*Task statement:* Copy each line that has the string "TypeScript" somewhere in it.

*Data to process:*

━━━━━━━━━━━━━━━━

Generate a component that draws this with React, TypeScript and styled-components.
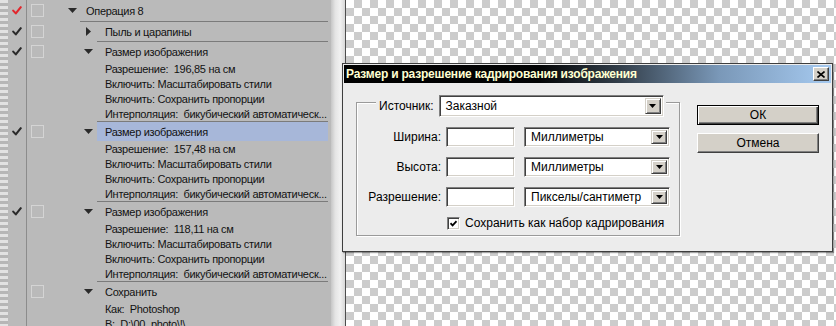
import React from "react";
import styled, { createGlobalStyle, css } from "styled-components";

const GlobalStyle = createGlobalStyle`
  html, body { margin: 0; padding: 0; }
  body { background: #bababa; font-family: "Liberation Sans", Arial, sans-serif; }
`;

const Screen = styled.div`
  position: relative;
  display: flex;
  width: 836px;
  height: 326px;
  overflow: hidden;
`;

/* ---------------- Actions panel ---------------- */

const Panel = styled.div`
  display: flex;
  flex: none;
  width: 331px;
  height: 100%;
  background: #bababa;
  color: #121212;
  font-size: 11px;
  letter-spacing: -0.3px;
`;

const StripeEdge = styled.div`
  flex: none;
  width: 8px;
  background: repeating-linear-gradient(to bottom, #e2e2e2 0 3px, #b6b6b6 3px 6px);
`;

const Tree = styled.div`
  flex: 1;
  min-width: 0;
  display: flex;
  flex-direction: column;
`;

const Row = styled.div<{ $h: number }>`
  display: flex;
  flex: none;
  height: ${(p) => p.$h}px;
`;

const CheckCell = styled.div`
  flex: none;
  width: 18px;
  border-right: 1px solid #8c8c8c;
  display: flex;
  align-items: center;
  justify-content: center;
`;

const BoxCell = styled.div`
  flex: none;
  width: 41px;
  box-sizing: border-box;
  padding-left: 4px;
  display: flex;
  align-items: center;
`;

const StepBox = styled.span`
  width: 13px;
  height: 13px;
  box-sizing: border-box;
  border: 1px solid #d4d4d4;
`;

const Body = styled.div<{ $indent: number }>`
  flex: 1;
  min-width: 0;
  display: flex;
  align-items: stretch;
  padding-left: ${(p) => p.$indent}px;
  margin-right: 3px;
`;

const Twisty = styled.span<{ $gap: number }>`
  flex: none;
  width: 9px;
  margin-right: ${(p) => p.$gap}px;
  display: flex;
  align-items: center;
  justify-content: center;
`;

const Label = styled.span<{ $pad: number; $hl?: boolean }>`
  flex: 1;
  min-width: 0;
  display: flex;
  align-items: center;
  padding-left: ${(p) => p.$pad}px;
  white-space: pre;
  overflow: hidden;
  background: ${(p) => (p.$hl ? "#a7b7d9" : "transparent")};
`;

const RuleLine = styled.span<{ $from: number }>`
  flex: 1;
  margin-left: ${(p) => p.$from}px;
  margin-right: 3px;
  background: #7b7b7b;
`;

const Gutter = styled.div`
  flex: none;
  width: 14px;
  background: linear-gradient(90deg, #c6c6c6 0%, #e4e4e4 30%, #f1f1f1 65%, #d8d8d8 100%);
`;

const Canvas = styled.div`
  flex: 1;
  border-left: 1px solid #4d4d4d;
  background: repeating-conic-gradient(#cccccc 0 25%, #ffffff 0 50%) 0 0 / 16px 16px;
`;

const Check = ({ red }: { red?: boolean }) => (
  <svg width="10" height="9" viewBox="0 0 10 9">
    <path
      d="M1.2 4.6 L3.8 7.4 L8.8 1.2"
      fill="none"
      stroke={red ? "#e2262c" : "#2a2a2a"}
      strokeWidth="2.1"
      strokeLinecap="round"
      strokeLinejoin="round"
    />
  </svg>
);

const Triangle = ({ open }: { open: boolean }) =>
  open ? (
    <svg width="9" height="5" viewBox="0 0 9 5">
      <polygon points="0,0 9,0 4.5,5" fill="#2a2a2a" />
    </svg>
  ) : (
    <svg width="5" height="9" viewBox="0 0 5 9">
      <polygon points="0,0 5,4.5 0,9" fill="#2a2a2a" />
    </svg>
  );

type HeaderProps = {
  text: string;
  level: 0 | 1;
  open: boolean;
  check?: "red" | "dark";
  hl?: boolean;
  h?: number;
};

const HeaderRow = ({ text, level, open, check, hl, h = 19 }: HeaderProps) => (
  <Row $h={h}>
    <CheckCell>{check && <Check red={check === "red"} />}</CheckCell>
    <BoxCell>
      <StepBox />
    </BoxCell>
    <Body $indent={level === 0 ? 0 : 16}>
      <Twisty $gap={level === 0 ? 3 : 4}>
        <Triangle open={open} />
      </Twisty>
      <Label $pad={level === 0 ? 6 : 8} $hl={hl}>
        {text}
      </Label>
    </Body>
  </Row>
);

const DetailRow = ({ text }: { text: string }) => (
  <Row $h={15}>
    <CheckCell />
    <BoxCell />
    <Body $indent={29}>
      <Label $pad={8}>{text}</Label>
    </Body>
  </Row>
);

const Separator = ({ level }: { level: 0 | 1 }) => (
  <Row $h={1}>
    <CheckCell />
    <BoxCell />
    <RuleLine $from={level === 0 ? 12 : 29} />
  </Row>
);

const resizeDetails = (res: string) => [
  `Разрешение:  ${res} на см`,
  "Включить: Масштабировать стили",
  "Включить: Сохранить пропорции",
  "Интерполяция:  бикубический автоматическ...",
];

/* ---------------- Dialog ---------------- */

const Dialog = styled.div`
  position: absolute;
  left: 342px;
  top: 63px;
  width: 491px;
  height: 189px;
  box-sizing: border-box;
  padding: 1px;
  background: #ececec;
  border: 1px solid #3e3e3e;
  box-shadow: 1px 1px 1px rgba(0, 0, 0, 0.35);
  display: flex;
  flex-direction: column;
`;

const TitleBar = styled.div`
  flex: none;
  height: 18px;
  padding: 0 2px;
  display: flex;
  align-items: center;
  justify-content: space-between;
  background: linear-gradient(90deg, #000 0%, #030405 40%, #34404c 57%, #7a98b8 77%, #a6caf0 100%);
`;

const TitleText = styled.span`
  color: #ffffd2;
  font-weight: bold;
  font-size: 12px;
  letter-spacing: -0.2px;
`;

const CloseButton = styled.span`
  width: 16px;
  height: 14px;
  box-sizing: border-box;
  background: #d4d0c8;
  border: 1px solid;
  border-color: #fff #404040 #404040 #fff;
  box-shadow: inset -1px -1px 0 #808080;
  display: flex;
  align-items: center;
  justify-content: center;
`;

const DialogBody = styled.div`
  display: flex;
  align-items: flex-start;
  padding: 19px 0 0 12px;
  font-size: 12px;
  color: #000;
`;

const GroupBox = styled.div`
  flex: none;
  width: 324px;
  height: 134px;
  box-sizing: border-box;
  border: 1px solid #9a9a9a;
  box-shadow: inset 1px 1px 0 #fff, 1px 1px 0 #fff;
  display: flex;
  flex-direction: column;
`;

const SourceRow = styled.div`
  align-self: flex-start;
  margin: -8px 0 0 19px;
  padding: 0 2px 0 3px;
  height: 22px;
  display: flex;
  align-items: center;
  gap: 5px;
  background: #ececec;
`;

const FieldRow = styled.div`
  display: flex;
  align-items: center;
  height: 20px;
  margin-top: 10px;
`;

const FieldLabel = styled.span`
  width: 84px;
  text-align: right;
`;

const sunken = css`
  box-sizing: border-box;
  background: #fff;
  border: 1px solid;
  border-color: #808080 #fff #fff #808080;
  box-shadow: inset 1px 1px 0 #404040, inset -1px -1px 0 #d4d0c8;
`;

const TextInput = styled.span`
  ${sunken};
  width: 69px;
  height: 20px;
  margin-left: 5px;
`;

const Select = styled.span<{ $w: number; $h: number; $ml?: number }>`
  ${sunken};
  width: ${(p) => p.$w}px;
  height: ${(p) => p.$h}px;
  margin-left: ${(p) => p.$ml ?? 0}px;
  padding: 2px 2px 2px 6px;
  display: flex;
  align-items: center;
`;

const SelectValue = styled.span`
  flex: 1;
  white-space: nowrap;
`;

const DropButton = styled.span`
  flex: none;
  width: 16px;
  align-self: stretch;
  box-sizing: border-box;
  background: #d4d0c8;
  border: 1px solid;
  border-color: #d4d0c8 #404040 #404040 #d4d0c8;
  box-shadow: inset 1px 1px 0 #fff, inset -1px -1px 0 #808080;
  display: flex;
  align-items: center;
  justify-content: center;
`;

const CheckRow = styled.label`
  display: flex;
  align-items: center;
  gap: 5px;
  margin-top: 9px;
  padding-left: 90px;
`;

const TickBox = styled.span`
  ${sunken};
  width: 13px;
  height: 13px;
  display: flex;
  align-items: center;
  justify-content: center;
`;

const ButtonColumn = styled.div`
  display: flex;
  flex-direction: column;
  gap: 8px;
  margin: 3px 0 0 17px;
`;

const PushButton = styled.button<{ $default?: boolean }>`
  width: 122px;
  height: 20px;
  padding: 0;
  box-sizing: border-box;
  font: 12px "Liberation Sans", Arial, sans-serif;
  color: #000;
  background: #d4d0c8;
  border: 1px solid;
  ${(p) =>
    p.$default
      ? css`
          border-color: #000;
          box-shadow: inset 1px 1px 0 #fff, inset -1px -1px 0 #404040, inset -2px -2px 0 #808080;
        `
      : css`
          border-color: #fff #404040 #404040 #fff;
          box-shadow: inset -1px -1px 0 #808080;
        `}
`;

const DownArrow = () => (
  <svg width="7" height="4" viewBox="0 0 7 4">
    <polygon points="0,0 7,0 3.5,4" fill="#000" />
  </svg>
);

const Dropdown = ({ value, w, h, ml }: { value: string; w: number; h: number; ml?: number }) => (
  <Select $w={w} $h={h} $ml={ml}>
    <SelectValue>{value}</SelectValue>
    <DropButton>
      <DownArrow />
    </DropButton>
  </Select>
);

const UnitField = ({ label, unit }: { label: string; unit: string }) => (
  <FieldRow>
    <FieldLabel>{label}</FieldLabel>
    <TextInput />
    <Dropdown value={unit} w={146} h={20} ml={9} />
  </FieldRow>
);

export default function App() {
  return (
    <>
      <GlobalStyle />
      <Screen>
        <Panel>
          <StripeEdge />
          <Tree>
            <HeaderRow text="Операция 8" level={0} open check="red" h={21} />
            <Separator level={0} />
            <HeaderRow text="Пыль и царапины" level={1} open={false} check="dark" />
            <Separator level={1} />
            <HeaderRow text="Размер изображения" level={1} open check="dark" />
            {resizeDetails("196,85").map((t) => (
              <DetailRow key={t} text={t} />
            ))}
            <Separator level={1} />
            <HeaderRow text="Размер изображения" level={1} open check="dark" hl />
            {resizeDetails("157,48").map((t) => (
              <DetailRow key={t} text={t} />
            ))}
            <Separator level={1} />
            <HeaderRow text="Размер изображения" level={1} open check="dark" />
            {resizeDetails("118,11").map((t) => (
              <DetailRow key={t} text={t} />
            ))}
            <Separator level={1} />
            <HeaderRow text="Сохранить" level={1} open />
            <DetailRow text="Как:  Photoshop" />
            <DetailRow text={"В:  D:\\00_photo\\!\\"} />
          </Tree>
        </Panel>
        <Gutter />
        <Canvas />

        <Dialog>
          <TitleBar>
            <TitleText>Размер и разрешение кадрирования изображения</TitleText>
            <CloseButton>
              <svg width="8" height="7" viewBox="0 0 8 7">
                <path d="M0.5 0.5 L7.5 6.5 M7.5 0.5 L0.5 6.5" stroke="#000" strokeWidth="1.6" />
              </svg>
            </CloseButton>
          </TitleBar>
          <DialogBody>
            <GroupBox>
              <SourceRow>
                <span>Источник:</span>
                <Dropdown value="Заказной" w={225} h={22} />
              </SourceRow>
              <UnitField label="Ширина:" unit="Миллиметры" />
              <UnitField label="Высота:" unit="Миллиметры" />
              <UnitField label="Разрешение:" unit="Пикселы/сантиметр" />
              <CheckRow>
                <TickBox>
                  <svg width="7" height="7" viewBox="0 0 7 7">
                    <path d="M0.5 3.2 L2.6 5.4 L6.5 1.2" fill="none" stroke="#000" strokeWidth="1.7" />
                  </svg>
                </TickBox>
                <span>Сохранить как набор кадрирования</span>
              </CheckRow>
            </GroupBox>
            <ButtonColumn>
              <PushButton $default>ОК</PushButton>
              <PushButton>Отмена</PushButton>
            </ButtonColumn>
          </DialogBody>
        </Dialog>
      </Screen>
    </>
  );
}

━━━━━━━━━━━━━━━━

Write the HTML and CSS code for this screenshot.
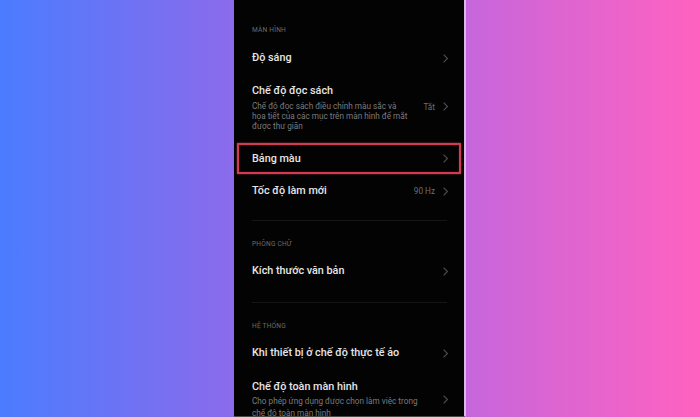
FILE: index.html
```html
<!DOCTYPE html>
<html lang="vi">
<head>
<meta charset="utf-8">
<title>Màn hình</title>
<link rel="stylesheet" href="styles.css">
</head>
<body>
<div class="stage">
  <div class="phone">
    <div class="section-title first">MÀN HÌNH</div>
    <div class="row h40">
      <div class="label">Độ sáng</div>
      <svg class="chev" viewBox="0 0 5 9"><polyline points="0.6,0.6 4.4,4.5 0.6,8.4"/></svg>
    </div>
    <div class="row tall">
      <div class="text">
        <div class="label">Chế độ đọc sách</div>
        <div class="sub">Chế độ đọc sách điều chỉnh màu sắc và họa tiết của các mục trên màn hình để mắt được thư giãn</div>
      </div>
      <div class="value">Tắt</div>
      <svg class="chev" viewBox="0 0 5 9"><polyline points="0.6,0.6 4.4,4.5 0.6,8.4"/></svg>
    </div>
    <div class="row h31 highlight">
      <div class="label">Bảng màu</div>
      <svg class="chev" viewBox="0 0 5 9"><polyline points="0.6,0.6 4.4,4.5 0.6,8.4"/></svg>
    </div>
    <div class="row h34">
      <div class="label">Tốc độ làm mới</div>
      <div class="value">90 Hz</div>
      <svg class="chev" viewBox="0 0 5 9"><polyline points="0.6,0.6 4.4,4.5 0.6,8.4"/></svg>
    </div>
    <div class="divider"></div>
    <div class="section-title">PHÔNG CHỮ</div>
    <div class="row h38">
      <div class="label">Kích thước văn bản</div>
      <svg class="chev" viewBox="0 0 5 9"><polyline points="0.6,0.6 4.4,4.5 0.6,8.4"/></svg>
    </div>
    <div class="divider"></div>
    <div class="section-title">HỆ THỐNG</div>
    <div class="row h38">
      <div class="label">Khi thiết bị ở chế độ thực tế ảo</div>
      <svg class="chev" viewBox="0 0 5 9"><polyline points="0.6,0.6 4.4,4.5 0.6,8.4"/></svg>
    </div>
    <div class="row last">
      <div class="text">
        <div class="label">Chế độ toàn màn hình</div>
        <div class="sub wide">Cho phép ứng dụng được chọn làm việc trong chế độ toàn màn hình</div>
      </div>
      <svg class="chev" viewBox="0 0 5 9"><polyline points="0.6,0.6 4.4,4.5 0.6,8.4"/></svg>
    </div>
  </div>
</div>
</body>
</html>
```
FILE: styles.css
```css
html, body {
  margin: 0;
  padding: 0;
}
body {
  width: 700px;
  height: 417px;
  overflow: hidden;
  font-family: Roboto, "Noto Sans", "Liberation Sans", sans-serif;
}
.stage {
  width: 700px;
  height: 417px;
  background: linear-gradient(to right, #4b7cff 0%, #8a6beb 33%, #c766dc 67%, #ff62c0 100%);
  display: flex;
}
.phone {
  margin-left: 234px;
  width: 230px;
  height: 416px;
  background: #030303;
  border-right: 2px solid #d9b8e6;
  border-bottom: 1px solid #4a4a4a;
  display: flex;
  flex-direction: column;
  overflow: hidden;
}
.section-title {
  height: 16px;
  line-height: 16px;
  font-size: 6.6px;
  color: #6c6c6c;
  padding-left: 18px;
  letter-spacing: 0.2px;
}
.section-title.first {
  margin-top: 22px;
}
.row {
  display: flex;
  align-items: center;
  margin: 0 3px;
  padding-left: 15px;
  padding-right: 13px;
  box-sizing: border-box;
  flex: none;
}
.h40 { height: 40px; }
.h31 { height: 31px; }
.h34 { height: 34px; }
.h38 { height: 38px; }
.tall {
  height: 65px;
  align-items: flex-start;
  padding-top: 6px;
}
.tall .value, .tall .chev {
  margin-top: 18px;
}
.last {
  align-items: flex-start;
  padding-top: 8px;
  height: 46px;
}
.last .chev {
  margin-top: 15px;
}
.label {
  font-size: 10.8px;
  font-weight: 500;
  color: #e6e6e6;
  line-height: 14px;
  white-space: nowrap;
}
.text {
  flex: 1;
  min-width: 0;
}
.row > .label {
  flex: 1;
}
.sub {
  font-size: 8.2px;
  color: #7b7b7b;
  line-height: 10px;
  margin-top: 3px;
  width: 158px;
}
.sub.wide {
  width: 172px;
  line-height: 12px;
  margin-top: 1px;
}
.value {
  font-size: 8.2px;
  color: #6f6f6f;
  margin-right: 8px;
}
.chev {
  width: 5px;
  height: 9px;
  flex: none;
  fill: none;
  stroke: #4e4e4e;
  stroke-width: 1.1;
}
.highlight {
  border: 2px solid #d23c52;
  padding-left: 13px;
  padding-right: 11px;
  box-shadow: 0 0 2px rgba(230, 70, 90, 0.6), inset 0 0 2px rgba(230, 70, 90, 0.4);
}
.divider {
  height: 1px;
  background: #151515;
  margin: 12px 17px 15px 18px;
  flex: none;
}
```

━━━━━━━━━━━━━━━━

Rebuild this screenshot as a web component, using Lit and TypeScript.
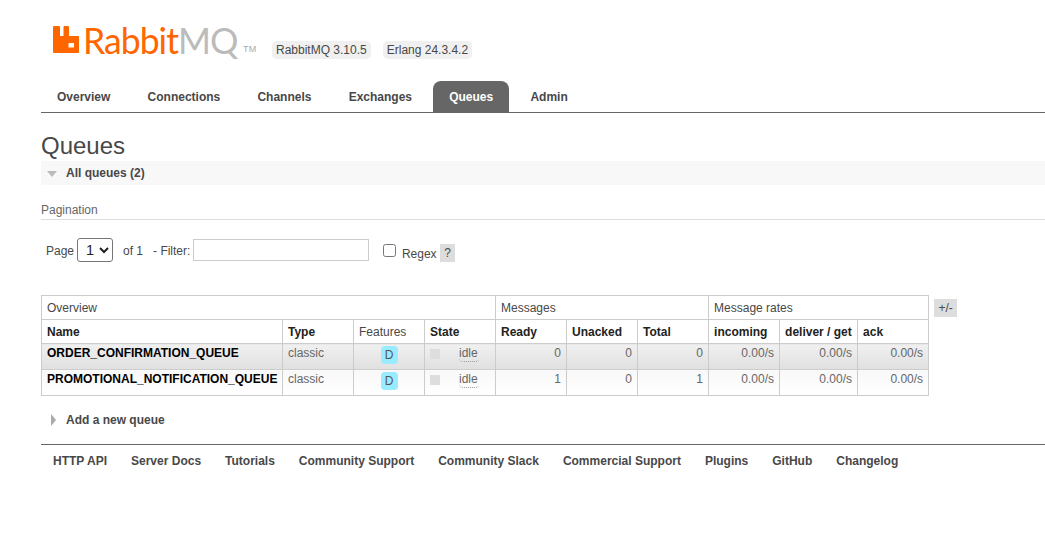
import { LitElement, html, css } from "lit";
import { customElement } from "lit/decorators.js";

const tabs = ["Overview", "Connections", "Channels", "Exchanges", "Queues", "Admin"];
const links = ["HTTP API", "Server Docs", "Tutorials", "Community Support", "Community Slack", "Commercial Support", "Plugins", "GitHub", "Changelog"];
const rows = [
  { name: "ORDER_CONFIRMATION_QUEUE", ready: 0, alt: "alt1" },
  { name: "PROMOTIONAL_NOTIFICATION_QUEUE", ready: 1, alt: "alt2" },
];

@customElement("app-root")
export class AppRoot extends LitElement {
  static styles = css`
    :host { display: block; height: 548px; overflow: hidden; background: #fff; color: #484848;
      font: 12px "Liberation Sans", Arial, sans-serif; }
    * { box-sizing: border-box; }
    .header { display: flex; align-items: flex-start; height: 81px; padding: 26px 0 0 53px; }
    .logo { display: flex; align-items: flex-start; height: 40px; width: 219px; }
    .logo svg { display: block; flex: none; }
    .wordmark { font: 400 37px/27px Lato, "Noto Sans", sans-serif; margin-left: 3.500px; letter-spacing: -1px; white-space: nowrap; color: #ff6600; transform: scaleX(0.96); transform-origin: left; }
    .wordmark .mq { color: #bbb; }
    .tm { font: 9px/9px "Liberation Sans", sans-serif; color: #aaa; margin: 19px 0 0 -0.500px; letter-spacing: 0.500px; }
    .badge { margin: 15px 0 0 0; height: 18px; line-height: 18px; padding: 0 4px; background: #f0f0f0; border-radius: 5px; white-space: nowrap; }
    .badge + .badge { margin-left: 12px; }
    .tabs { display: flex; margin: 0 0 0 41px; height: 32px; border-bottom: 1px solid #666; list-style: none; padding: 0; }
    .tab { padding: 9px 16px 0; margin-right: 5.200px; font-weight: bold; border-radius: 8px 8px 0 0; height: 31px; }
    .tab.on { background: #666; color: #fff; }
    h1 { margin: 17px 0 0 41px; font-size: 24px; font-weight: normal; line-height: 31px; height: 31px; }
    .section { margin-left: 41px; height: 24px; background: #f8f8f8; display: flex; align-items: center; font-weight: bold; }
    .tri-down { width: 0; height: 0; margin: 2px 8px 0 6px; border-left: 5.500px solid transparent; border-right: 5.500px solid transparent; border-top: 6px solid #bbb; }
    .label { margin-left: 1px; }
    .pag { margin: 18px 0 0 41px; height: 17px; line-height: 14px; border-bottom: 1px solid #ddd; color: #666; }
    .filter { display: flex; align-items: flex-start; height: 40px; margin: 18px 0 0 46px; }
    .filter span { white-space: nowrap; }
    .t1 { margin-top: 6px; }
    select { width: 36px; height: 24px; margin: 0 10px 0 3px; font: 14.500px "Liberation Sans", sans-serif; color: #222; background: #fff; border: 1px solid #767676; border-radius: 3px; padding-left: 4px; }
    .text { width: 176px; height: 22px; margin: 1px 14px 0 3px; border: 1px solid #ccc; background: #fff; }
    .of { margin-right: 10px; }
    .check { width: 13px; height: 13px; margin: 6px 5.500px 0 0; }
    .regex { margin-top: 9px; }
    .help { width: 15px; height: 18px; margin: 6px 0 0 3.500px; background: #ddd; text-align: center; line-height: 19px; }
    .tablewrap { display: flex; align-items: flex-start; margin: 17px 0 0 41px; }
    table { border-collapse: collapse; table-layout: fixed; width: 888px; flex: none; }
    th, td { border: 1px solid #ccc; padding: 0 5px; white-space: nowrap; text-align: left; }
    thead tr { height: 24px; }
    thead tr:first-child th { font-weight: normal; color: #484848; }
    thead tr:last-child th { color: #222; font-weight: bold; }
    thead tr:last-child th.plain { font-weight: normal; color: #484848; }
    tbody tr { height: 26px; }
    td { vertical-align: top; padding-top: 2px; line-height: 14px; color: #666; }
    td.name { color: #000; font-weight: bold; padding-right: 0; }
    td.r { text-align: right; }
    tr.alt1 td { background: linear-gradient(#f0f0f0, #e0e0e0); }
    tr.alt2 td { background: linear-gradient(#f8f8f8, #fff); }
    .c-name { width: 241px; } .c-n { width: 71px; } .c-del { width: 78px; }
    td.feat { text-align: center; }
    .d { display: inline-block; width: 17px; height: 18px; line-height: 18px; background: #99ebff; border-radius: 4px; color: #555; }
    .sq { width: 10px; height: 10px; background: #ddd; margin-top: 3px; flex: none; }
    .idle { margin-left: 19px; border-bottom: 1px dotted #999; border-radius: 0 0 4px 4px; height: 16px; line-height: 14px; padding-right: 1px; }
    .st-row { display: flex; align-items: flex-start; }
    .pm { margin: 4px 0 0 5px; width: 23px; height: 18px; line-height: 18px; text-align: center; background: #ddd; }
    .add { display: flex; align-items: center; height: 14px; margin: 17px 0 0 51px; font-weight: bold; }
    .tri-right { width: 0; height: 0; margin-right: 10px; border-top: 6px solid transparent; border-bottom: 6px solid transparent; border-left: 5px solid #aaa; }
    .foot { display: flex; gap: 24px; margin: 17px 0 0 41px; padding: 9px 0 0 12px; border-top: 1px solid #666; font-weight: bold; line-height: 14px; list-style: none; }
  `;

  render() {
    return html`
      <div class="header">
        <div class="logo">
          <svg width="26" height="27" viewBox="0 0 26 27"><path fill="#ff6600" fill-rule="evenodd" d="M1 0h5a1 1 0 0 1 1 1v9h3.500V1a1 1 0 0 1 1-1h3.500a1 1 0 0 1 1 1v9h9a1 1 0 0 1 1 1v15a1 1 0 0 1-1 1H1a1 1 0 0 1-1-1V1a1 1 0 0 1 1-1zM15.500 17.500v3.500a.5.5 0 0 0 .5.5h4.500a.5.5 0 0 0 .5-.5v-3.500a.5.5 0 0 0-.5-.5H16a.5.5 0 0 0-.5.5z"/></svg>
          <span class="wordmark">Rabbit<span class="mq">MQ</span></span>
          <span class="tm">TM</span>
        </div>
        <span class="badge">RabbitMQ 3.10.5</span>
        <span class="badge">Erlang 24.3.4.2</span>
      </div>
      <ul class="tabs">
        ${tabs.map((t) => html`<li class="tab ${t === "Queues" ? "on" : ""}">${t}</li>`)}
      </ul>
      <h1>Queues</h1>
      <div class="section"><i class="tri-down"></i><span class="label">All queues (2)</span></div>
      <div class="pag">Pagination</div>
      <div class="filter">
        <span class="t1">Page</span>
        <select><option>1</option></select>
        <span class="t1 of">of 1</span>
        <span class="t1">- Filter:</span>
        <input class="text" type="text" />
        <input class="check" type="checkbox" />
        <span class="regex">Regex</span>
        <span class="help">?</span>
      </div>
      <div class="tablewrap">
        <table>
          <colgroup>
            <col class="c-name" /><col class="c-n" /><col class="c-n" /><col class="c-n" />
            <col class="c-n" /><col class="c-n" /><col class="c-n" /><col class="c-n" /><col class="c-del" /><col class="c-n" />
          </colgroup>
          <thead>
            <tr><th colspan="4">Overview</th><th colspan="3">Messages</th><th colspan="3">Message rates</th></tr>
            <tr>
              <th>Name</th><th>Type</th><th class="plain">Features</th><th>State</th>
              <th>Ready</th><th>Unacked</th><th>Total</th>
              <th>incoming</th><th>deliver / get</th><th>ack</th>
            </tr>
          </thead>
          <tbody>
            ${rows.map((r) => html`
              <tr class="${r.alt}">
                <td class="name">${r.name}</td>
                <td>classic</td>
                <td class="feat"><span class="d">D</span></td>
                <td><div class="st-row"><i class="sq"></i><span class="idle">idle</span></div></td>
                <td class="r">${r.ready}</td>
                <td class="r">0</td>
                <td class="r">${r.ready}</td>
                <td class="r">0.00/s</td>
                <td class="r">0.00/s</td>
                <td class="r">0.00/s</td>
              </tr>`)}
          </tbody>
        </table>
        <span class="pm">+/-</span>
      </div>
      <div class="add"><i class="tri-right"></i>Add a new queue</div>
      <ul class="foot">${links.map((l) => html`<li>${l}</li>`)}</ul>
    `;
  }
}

━━━━━━━━━━━━━━━━

*Response:*
Generate a component that draws this with React, TypeScript and styled-components.
Rebuild this screenshot as a web component, using Lit and TypeScript.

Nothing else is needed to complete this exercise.